Peu importe, finalement, que j’ai pu lutter. Parce que quand j’ai refermé ce roman, j’étais une fois de plus conquis. Il y avait quelque chose, dans ce roman, une fois de plus. Parce que malgré mes difficultés initiales, j’avais au fond de moi la certitude que je n’allais même pas songer à abandonner ; je sentais doucement se construire sous mes yeux un autre roman d’exception, cultivant des qualités rares, ne demandant qu’à surgir. Et lorsqu’elles ont surgi, elles ne l’ont pas fait à moitié, au contraire. Je me suis fait avoir plus d’une fois, toujours avec un grand plaisir, à chaque fois parfaitement renouvelé, laissant même échapper un hoquet de surprise ravie à l’occasion. Je crois que la plus grande qualité de Guy Gavriel Kay, que j’aimerais croiser plus souvent en littérature, c’est cette capacité à montrer que l’humanité est toujours plus complexe qu’on aimerait le croire, qu’aucun sujet ne peut être divisé en composantes claires et précises ; que peu importe l’angle qu’on choisit pour l’aborder, il ne sera jamais le seul ni le meilleur. Tigane a cette capacité rare de montrer que l’exactitude n’est pas la vérité, ironiquement ; de le prouver.
J’ai aimé (un peu) lutter pour lui, je vous souhaite la même chose, dans le pire des cas.

Au plaisir de vous recroiser.
En attendant, que votre avenir soit rempli d’étoiles.;)

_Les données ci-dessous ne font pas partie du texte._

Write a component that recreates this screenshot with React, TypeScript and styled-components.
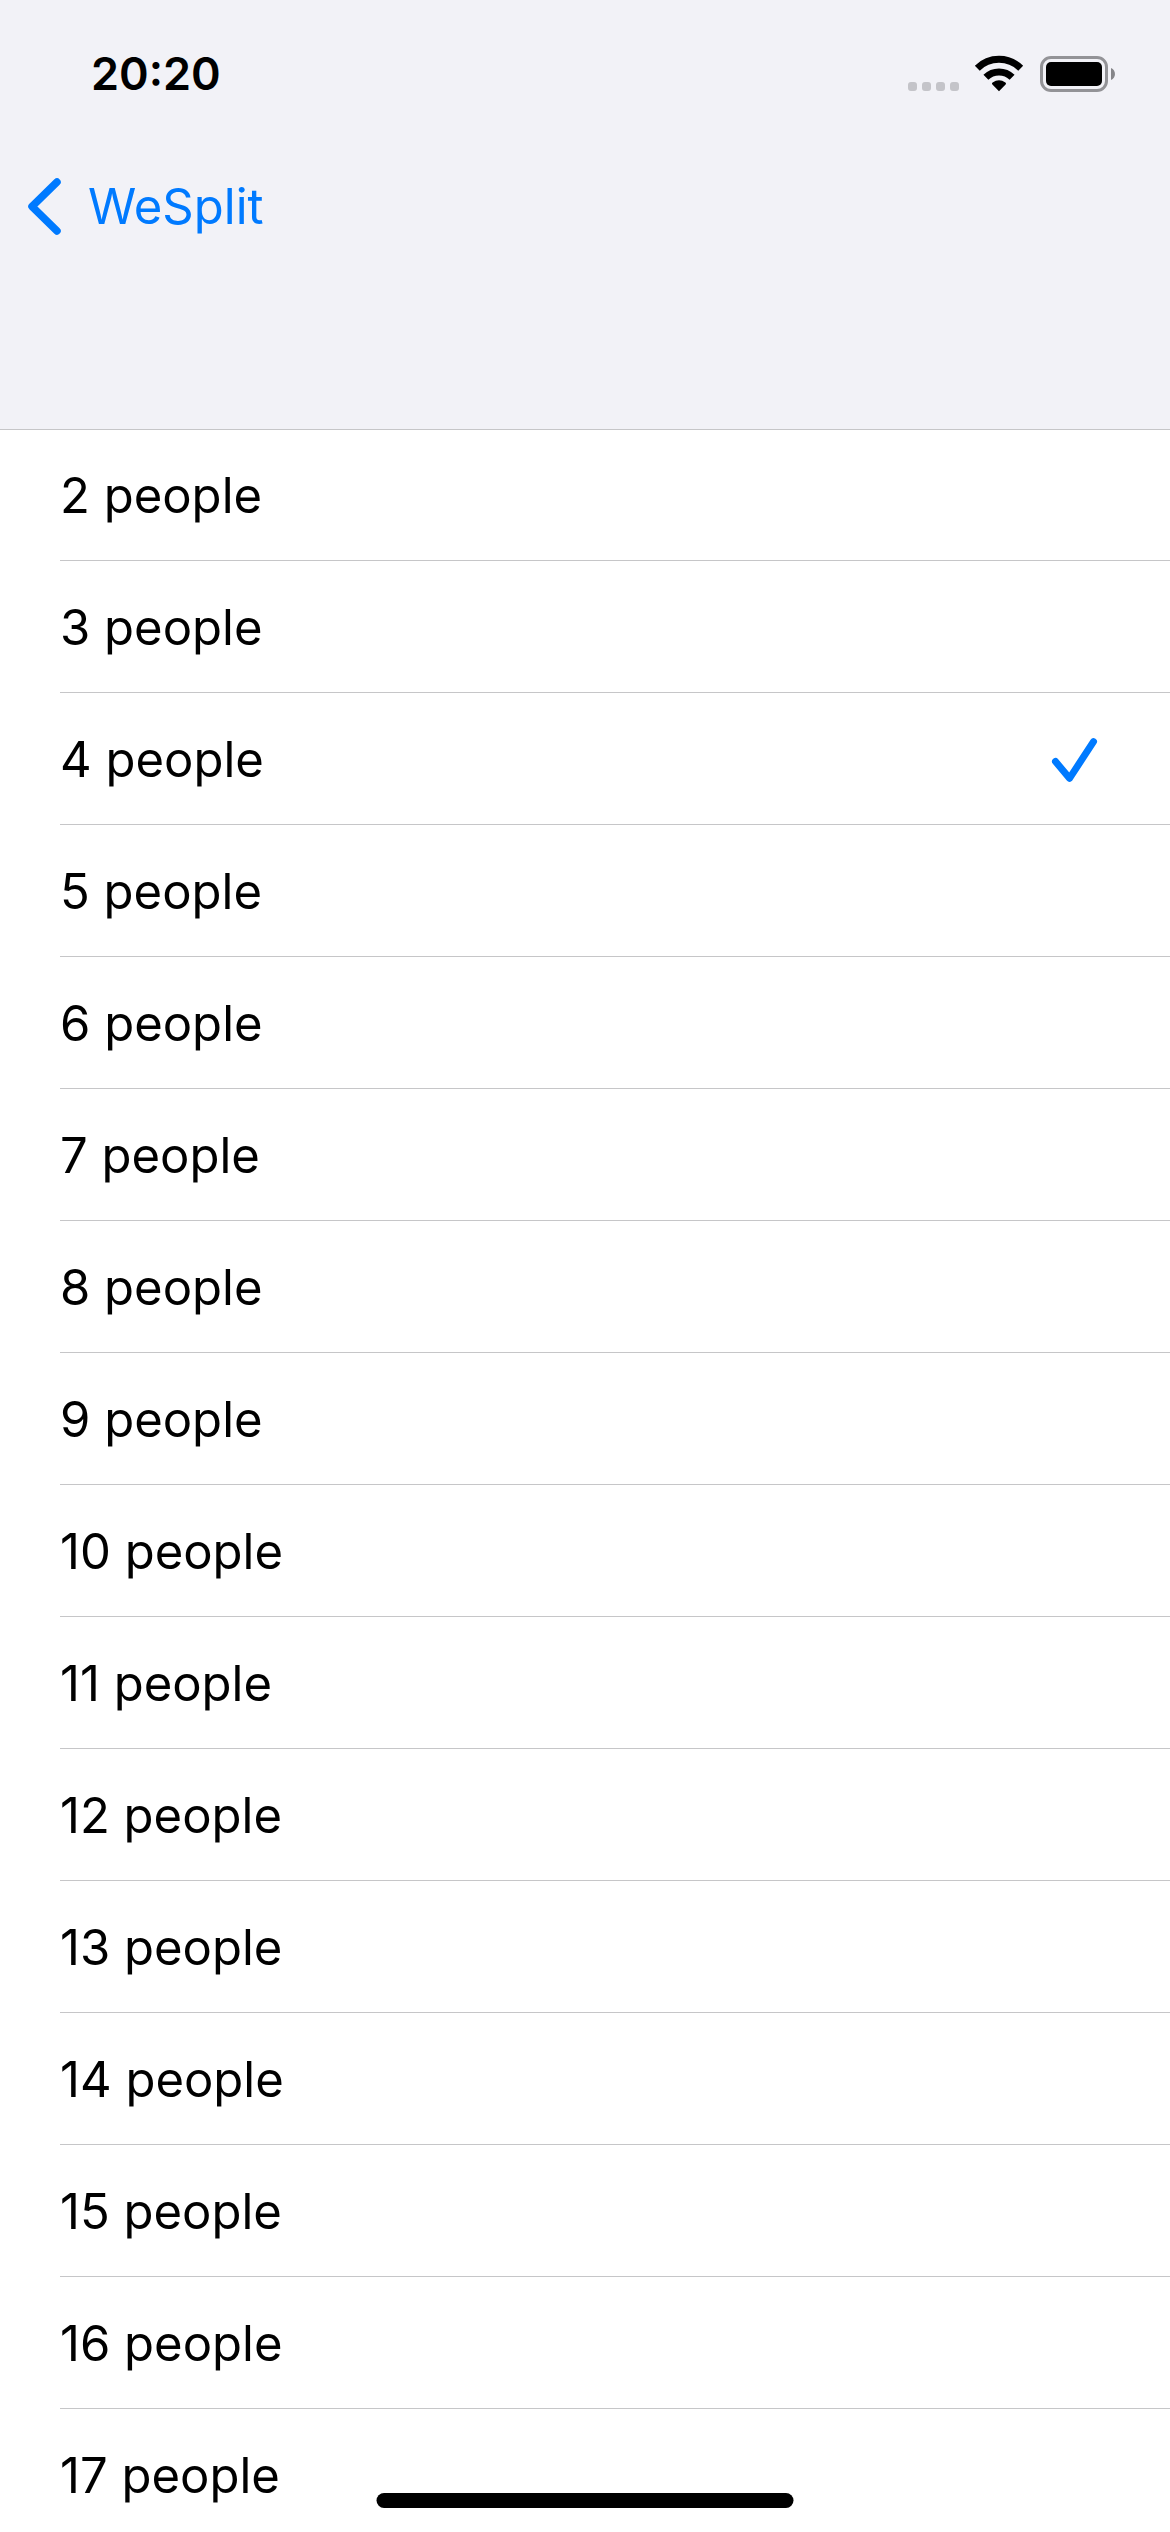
import React, { useState } from "react";
import styled, { createGlobalStyle } from "styled-components";

const BLUE = "#007aff";
const SEPARATOR = "#c6c6c8";

const GlobalStyle = createGlobalStyle`
  * { box-sizing: border-box; }
  body {
    margin: 0;
    background: #fff;
    color: #000;
    font-family: Inter, "Liberation Sans", sans-serif;
    font-size: 49px;
    line-height: 60px;
  }
`;

const Screen = styled.div`
  display: flex;
  flex-direction: column;
  height: 100vh;
`;

const Header = styled.header`
  flex: none;
  padding-bottom: 168px;
  background: #f2f2f7;
`;

const StatusBar = styled.div`
  display: flex;
  align-items: center;
  justify-content: space-between;
  height: 141px;
  padding: 7px 55px 0 91px;
`;

const Clock = styled.time`
  font-size: 45px;
  font-weight: 600;
`;

const StatusIcons = styled.div`
  display: flex;
  align-items: flex-end;
`;

const Signal = styled.div`
  display: flex;
  gap: 5px;
  margin: 0 16px 1px 0;
`;

const SignalDot = styled.span`
  width: 9px;
  height: 9px;
  border-radius: 3px;
  background: #c4c4c9;
`;

const Icon = styled.svg`
  display: block;
  flex: none;
  overflow: visible;
`;

const WifiIcon = styled(Icon)`
  margin-right: 17px;
`;

const NavBar = styled.nav`
  display: flex;
  align-items: center;
  height: 120px;
  padding: 12px 27px 0;
`;

const BackButton = styled.button`
  display: flex;
  align-items: center;
  gap: 27px;
  padding: 0;
  border: 0;
  background: none;
  color: ${BLUE};
  font: inherit;
  cursor: pointer;
`;

const List = styled.main`
  flex: 1;
  min-height: 0;
  overflow-y: auto;
  scrollbar-width: none;
  border-top: 1px solid ${SEPARATOR};
  padding-left: 60px;
`;

const Row = styled.label`
  display: flex;
  align-items: center;
  justify-content: space-between;
  height: 132px;
  padding: 2px 72px 0 0;
  border-bottom: 1px solid ${SEPARATOR};
  cursor: pointer;

  &:first-child { height: 131px; }
`;

const Radio = styled.input`
  appearance: none;
  width: 0;
  height: 0;
  margin: 0;
`;

const RowText = styled.span`
  flex: 1;
`;

const HomeIndicator = styled.div`
  position: fixed;
  bottom: 24px;
  left: 50%;
  width: 417px;
  height: 15px;
  border-radius: 8px;
  background: #000;
  transform: translateX(-50%);
`;

const counts = Array.from({ length: 16 }, (_, i) => i + 2);

export default function App() {
  const [selected, setSelected] = useState(4);

  return (
    <Screen>
      <GlobalStyle />
      <Header>
        <StatusBar>
          <Clock>20:20</Clock>
          <StatusIcons>
            <Signal>
              <SignalDot />
              <SignalDot />
              <SignalDot />
              <SignalDot />
            </Signal>
            <WifiIcon width="48" height="36" viewBox="0 1 48 36" aria-hidden="true">
              <g fill="none" stroke="#000" strokeWidth="7">
                <path d="M2.3 13.2A31 31 0 0 1 45.7 13.2" />
                <path d="M10.9 22.3A18.6 18.6 0 0 1 37.1 22.3" />
              </g>
              <path d="M24 36.2L17.4 29.4C16.8 28.8 16.9 28 17.6 27.5A11 11 0 0 1 30.4 27.5C31.1 28 31.2 28.8 30.6 29.4Z" />
            </WifiIcon>
            <Icon width="75" height="36" viewBox="0 0 75 36" aria-hidden="true">
              <rect x="1.5" y="1.5" width="65" height="33" rx="9.5" fill="none" stroke="#939397" strokeWidth="3" />
              <rect x="6" y="6" width="56" height="24" rx="5" />
              <path d="M71 12C76.3 14 76.3 22 71 24Z" fill="#858589" />
            </Icon>
          </StatusIcons>
        </StatusBar>
        <NavBar>
          <BackButton type="button">
            <Icon width="34" height="58" viewBox="0 0 34 58" aria-hidden="true">
              <path d="M30 4L5 28.5L30 53" fill="none" stroke={BLUE} strokeWidth="7.5" strokeLinecap="round" strokeLinejoin="round" />
            </Icon>
            WeSplit
          </BackButton>
        </NavBar>
      </Header>
      <List>
        {counts.map((n) => (
          <Row key={n}>
            <Radio type="radio" name="people" checked={n === selected} onChange={() => setSelected(n)} />
            <RowText>{n} people</RowText>
            {n === selected && (
              <Icon width="46" height="44" viewBox="0 0 46 44" aria-hidden="true">
                <path d="M3.5 23.5L17.5 40.3L41.5 3.7" fill="none" stroke={BLUE} strokeWidth="7" strokeLinecap="round" strokeLinejoin="round" />
              </Icon>
            )}
          </Row>
        ))}
      </List>
      <HomeIndicator />
    </Screen>
  );
}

5 comments on “Tigane, Guy Gavriel Kay

  1. Yuyine dit :

    Je n’ai pas encore découvert l’auteur dont j’entends globalement beaucoup de bien. Mais de sa bibliographie, celui-ci était celui qui me tentait le moins. Malgré les belles qualités soulevées, les défauts qui t’ont coincé risquent de me bloquer également. Je me pencherai donc plutôt sur le reste de son oeuvre.

    Aimé par 1 personne

    1. Laird Fumble dit :

      Je comprends oui. Franchement, je crois que les Lions d’Al-Rassan va rester intouchable pendant un bon bout de temps pour moi, ne serait-ce que parce qu’il a été le premier.
      Je manquerai pas de vous dire ça par ici. En attendant, je pense (fort) que les Lions te plairont, si jamais tu veux franchir le pas.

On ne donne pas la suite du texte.